Dear Constant Reader,

On Thursday we hop in the trusty Babydollmobile and head West to the Ohio Burlesque Festival. We’re presenting a practically new number. It has the same concept and music as one we did in V for Vixen, but the costumes, choreography, and number of dancers is totally different.

We’ve got a black & white theme for the costumes. Betty & Stella have dresses that are black with white polka dots while Devora and mine are white with black polka dots. Our belts are of the contrasting fabric.

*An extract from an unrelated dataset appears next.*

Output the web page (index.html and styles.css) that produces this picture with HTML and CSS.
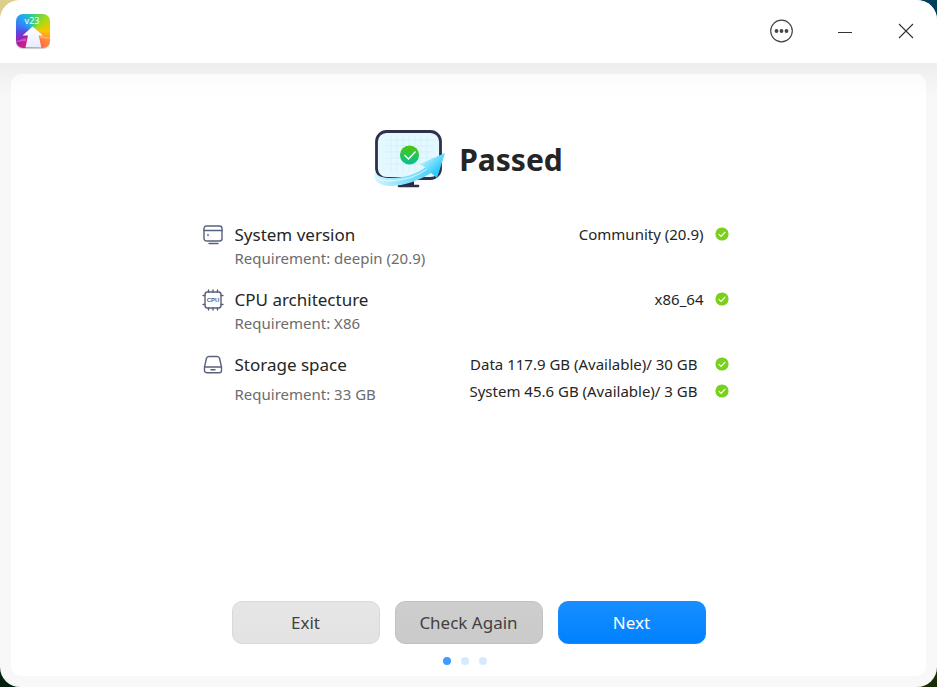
FILE: index.html
```
<!DOCTYPE html>
<html lang="en">
<head>
  <meta charset="UTF-8">
  <meta name="viewport" content="width=device-width, initial-scale=1.0">
  <title>Upgrade to v23</title>
  <link rel="stylesheet" href="styles.css">
</head>
<body>

  <!-- shared icons -->
  <svg class="sprite" aria-hidden="true">
    <symbol id="icon-ok" viewBox="0 0 14 14">
      <circle cx="7" cy="7" r="6.6" fill="#7bd01e"/>
      <path d="M3.8 7.2l2.3 2.2 4.2-4.5" fill="none" stroke="#fff" stroke-width="1.1"/>
    </symbol>
  </svg>

  <div class="window">
    <header class="titlebar">
      <svg class="app-logo" viewBox="0 0 34 34" role="img" aria-label="Upgrade tool">
        <defs>
          <linearGradient id="arrow" x1="0" y1="0" x2="0" y2="1">
            <stop offset="0" stop-color="#fff"/>
            <stop offset="1" stop-color="#e6ebff"/>
          </linearGradient>
        </defs>
        <path d="M0 27l10-3v3L0 28zM24 21l10 3v1l-10-1z" fill="#fff" opacity=".25"/>
        <path d="M16.6 12.5L27 21.500h-4.200l2.500 12H9.500l2.500-12H6.500z" fill="url(#arrow)"/>
        <text x="16" y="9.500" text-anchor="middle" class="logo-text">v23</text>
      </svg>
      <div class="window-controls">
        <button type="button" aria-label="Menu">
          <svg width="24" height="24" viewBox="0 0 24 24">
            <circle cx="11.500" cy="12" r="10.800" fill="none" stroke="#454545" stroke-width="1.2"/>
            <circle cx="6.500" cy="12" r="1.900" fill="#454545"/>
            <circle cx="11.500" cy="12" r="1.900" fill="#454545"/>
            <circle cx="16.500" cy="12" r="1.900" fill="#454545"/>
          </svg>
        </button>
        <button type="button" aria-label="Minimize">
          <svg width="24" height="24" viewBox="0 0 24 24"><path d="M6 13.500h14" stroke="#333" stroke-width="1.1"/></svg>
        </button>
        <button type="button" aria-label="Close">
          <svg width="24" height="24" viewBox="0 0 24 24"><path d="M5 5l14 14M19 5L5 19" stroke="#333" stroke-width="1.1"/></svg>
        </button>
      </div>
    </header>

    <main class="panel">
      <div class="result">
        <svg class="result-art" viewBox="0 0 72 60" aria-hidden="true">
          <defs>
            <linearGradient id="badge" x1="0" y1="0" x2="0" y2="1">
              <stop offset="0" stop-color="#4fc800"/>
              <stop offset="1" stop-color="#04bf9a"/>
            </linearGradient>
            <linearGradient id="swoosh" x1="0" y1="0" x2="1" y2="0">
              <stop offset="0" stop-color="#d4f5ff"/>
              <stop offset=".5" stop-color="#8be2fb"/>
              <stop offset="1" stop-color="#4fd3fb"/>
            </linearGradient>
            <linearGradient id="head" x1="0" y1="0" x2="1" y2="1">
              <stop offset=".2" stop-color="#b5f0ff"/>
              <stop offset=".7" stop-color="#2ecafb"/>
            </linearGradient>
          </defs>
          <path d="M28 49h12v6H28z" fill="#252b43"/>
          <path d="M25 56h19" stroke="#2d3149" stroke-width="2.600" stroke-linecap="round"/>
          <rect x="2.500" y="1.500" width="64" height="47" rx="10" fill="#e3f8ff" stroke="#2d3149" stroke-width="2.800"/>
          <path d="M11 10h49M11 16h49M11 22h49M11 28h49M11 34h49M17 6v36M23 6v36M29 6v36M35 6v36M41 6v36M47 6v36M53 6v36" stroke="#cdf1fb" stroke-width=".7" fill="none"/>
          <circle cx="35.500" cy="25" r="9.600" fill="url(#badge)"/>
          <path d="M30.500 25l4 4 7-7.500" fill="none" stroke="#fff" stroke-width="1.3"/>
          <path d="M1 40c1 6 7 8 15 8 15 0 27-4 36-11l5 6C46 50 32 55.500 17 56 4 56-2 50 1 40z" fill="url(#swoosh)"/>
          <path d="M0 43c2 7 9 8 17 8 14-1 27-5 36-12" fill="none" stroke="#e6fbff" stroke-width="1.4" opacity=".7"/>
          <path d="M71 23L46 34l6 4 5 5 6 5z" fill="url(#head)"/>
        </svg>
        <h1>Passed</h1>
      </div>

      <ul class="checks">
        <li class="check">
          <svg class="check-icon" viewBox="0 0 20 20">
            <rect x="1" y="1" width="18" height="15" rx="2.500"/>
            <path d="M1 5.500h18M5 9.500v1M6 18.500h9"/>
          </svg>
          <div class="check-info">
            <h2>System version</h2>
            <p>Requirement: deepin (20.9)</p>
          </div>
          <div class="check-values">
            <p class="value">Community (20.9) <svg class="ok" role="img" aria-label="Passed"><use href="#icon-ok"/></svg></p>
          </div>
        </li>
        <li class="check">
          <svg class="check-icon" viewBox="0 0 20 20">
            <rect x="2" y="2" width="16" height="16" rx="2.500"/>
            <path d="M5.500 2V0M10 2V0M14.500 2V0M5.500 20v-2M10 20v-2M14.500 20v-2M2 5.500H0M2 14.500H0M20 5.500h-2M20 14.500h-2"/>
            <text x="10" y="12" text-anchor="middle" class="cpu-text">CPU</text>
          </svg>
          <div class="check-info">
            <h2>CPU architecture</h2>
            <p>Requirement: X86</p>
          </div>
          <div class="check-values">
            <p class="value">x86_64 <svg class="ok" role="img" aria-label="Passed"><use href="#icon-ok"/></svg></p>
          </div>
        </li>
        <li class="check check-storage">
          <svg class="check-icon" viewBox="0 0 20 20">
            <path d="M6 1.500h8c1.600 0 2.300.7 2.600 2L18.500 12v3.500c0 1.400-.8 2.200-2.200 2.200H3.700c-1.400 0-2.200-.8-2.200-2.200V12L3.400 3.500c.3-1.300 1-2 2.600-2zM1.700 12h16.600M8 14.800h4"/>
          </svg>
          <div class="check-info">
            <h2>Storage space</h2>
            <p>Requirement: 33 GB</p>
          </div>
          <div class="check-values">
            <p class="value">Data 117.9 GB (Available)/ 30 GB <svg class="ok" role="img" aria-label="Passed"><use href="#icon-ok"/></svg></p>
            <p class="value">System 45.6 GB (Available)/ 3 GB <svg class="ok" role="img" aria-label="Passed"><use href="#icon-ok"/></svg></p>
          </div>
        </li>
      </ul>

      <div class="actions">
        <button type="button" class="btn">Exit</button>
        <button type="button" class="btn btn-hover">Check Again</button>
        <button type="button" class="btn btn-primary">Next</button>
      </div>
      <div class="steps">
        <span class="step active"></span>
        <span class="step"></span>
        <span class="step"></span>
      </div>
    </main>
  </div>

</body>
</html>
```
FILE: styles.css
```
:root {
  --text: #252525;
  --text-subtle: #6c6c6c;
  --icon: #59627c;
  --blue: #0081ff;
}

*, *::before, *::after { box-sizing: border-box; margin: 0; padding: 0; }

/* desktop behind the window corners */
body {
  font-family: "Noto Sans", sans-serif;
  color: var(--text);
  background:
    linear-gradient(90deg, #dccf8c 50%, #003f5c 50%) top / 100% 50% no-repeat,
    linear-gradient(90deg, #03200f 50%, #1c2c04 50%) bottom / 100% 50% no-repeat;
}

.sprite { display: none; }

.window {
  display: flex;
  flex-direction: column;
  min-height: 100vh;
  border-radius: 20px;
  overflow: hidden;
  background: linear-gradient(#eee 63px, #f8f8f8 100px);
}

/* --- title bar --- */
.titlebar {
  display: flex;
  align-items: center;
  justify-content: space-between;
  height: 63px;
  padding: 0 19px 2px 16px;
  background: #fff;
}
.app-logo {
  width: 34px;
  height: 34px;
  border-radius: 7px;
  background: conic-gradient(from 0deg at 50% 50%, #35cf83, #a4db16 45deg, #ffc400 90deg, #ff8f35 120deg, #ff6547 155deg, #e71d6b 200deg, #a51cae 235deg, #5c46df 265deg, #3b78f4 290deg, #22a9f5 325deg, #35cf83);
  box-shadow: 0 1px 1px #ccc;
}
.logo-text { font-size: 9px; fill: #fff; }
.window-controls { display: flex; gap: 38px; }
.window-controls button {
  width: 24px;
  height: 24px;
  border: 0;
  background: none;
}
.window-controls svg { display: block; }

/* --- content --- */
.panel {
  flex: 1;
  display: flex;
  flex-direction: column;
  margin: 11px;
  padding: 55px 16px 11px;
  border-radius: 10px;
  background: linear-gradient(#fbfbfb, #fff 26px);
}
.result {
  display: flex;
  align-items: center;
  justify-content: center;
  gap: 13px;
  height: 62px;
}
.result-art { width: 72px; height: 60px; }
.result h1 { font-size: 30px; line-height: 40px; font-weight: 700; }

.checks {
  display: flex;
  flex-direction: column;
  gap: 19px;
  width: 100%;
  max-width: 532px;
  margin: 32px auto;
  padding-right: 6px;
  list-style: none;
}
.check { display: flex; gap: 12px; }
.check-icon {
  flex: none;
  width: 20px;
  height: 20px;
  margin-top: 2px;
  overflow: visible;
  fill: none;
  stroke: var(--icon);
  stroke-width: 1.4;
  stroke-linecap: round;
}
.cpu-text { font: 700 6px "Liberation Sans", sans-serif; fill: var(--icon); stroke: none; }
.check-info { flex: 1; }
.check-info h2 { font-size: 17px; line-height: 24px; font-weight: 400; }
.check-info p { font-size: 15px; line-height: 22px; color: var(--text-subtle); }
.check-storage .check-info p { margin-top: 6px; }
.value {
  display: flex;
  align-items: center;
  justify-content: flex-end;
  gap: 11px;
  font-size: 15px;
  line-height: 22px;
}
.check-storage .value { gap: 17px; margin-bottom: 5px; }
.ok { flex: none; width: 14px; height: 14px; }

/* --- buttons --- */
.actions {
  display: flex;
  justify-content: center;
  gap: 15px;
  margin-top: auto;
}
.btn {
  width: 148px;
  height: 43px;
  border: 1px solid #d8d8d8;
  border-radius: 10px;
  font-family: inherit;
  font-size: 17px;
  color: #414141;
  background: linear-gradient(#e6e6e6, #e3e3e3);
}
.btn-hover { border-color: #c2c2c2; background: linear-gradient(#cecece, #cacaca); }
.btn-primary { border-color: #168aff; color: #fff; background: linear-gradient(#188eff, var(--blue)); }

.steps {
  display: flex;
  justify-content: center;
  gap: 10px;
  margin-top: 13px;
  padding-right: 8px;
}
.step { width: 8px; height: 8px; border-radius: 50%; background: #d6eaff; }
.step.active { background: #3b9dff; }
```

So the plans was that we’d have similarly contrasting bras. One cup would be covered with white fabric and the other side with black. And which cups would depend on who was wearing them. And then the black side would get a white strap and the band would be white and vice versa for the other side

We decided on white bras because we could turn white fabric black more easily that the reverse (with a Sharpie, if necessary. I share our glamourous costuming secrets!) We’re lucky enough to have an odd-lots store nearby where we can get bras inexpensively. Unfortunately Stella is a size that’s hard-to-find and we couldn’t find a bra in that same style the rest of us were using and the one that was picked out for her was unflattering and fit poorly.

On the drive to Johnstown I covered bras for me and D.D. while Betty did her own. Friday Scratch bought a number of bras for Stella to try — all of them black. I realized 3 white bras and 1 black bra would make us crazy, so we ran out and bought a black bra for Betty.

Saturday, I covered the new bra for Betty and on Sunday, Stella picked the glass slipper of a bra and Betty covered it right at rehearsal. Then we all attached trim to the bras. Well, Devora is sewing Stella’s.

The bras still need some rhinestones, but they’re looking pretty good. We were able to do the black/white contrasting straps (yay for removable bra straps!), but we’ve (temporarily?) punted the contrasting bands. We haven’t been able to come up with a way to do it that would be both quick and easy and probably be able to be done in a car.

If I’d been clever, I would have taken pictures, but you can wait for the results from Cleveland, right?

M2

P.S. We’ll be appearing at the opening of the Carrie Nation Cocktail Club tonight!